If Penn does elect to compete again, it would have be outside the Las Vegas-based promotion, as issues outside the cage have prompted his release from the UFC.
Penn last competed at UFC 237, where he dropped a unanimous decision to Clay Guida for his seventh consecutive defeat. The 41-year-old Hawaii native was still supposed to receive one final Octagon bout against Nik Lentz, but UFC president Dana White decided that Penn was done competing in the promotion upon seeing the street fight videos from last August.
Last August, videos captured Penn in what appeared to be a bar fight outside Lava Shack. Two months earlier, Penn was involved in a fight with a bouncer outside a Hawaii strip club. No arrests were made in either incident.
More recently, Penn was under investigation for a possible DUI after being hospitalized in a single car crash in Hilo, Hawaii in February.
While Penn claims that he continues to have “so much people telling me to fight again,” he also realizes the toll the sport can take on an aging athlete.
“I guess when you have something to prove that’s when you can fight the best,” Penn said. “It’s like, ‘Hey man, you already proved yourself.’ It’s not about proving myself, I just really like doing this. But you can’t go out and keep getting hurt. That just don’t make sense to anybody.”
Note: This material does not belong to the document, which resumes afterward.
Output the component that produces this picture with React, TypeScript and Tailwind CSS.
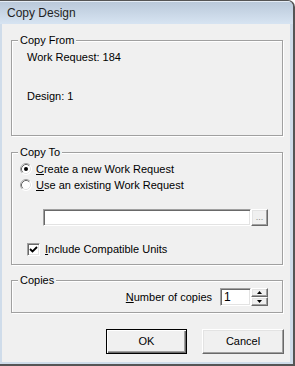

Penn, who was inducted into the UFC Hall of Fame’s “Modern Wing” in 2015, owns a 16-14-2 career record. The Hawaiian is regarded as one of the best lightweights in the sports history and held titles in the UFC at both 155 and 170 pounds. He owns notable career wins over the likes of Matt Hughes, Takanori Gomi, Jens Pulver, Sean Sherk, Kenny Florian, Joe Stevenson, Diego Sanchez and Caol Uno, to name a few.